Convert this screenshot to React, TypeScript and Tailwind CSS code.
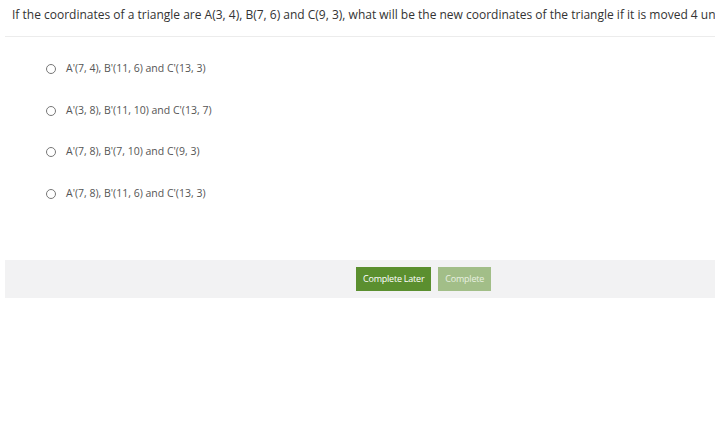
import React from 'react';

const options = [
  "A'(7, 4), B'(11, 6) and C'(13, 3)",
  "A'(3, 8), B'(11, 10) and C'(13, 7)",
  "A'(7, 8), B'(7, 10) and C'(9, 3)",
  "A'(7, 8), B'(11, 6) and C'(13, 3)",
];

export default function App() {
  return (
    <div className="w-[715px] h-[433px] bg-white overflow-hidden" style={{ fontFamily: '"Open Sans", sans-serif' }}>
      <div className="pl-[5px]">
        <div className="h-[37px] border-b border-[#ececec] pl-[7px] pt-[6px] text-[12px] text-[#333] whitespace-nowrap overflow-hidden">
          If the coordinates of a triangle are A(3, 4), B(7, 6) and C(9, 3), what will be the new coordinates of the triangle if it is moved 4 units up?
        </div>
        <div className="pl-[41px] pt-[23px] flex flex-col gap-[24px]">
          {options.map((o) => (
            <label key={o} className="flex items-center h-[17.7px] text-[10.5px] text-[#555]">
              <span className="w-[10px] h-[10px] rounded-full border border-[#777] bg-white" />
              <span className="ml-[10px]">{o}</span>
            </label>
          ))}
        </div>
        <div className="mt-[57px] h-[38px] bg-[#f2f2f3] flex items-center pl-[351px] gap-[7px]">
          <button className="h-[24px] px-[7px] bg-[#5b8f2f] text-white text-[9px] tracking-tight">Complete Later</button>
          <button className="h-[24px] px-[7px] bg-[#a2be88] text-[#e8f0e0] text-[9px] tracking-tight">Complete</button>
        </div>
      </div>
    </div>
  );
}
= = = =
- _INSTRUCTIONS TO FOLLOW_:
Where a line in the material above holds "React", copy that line.

- _RESPONSE BELOW_:
Convert this screenshot to React, TypeScript and Tailwind CSS code.
import React from 'react';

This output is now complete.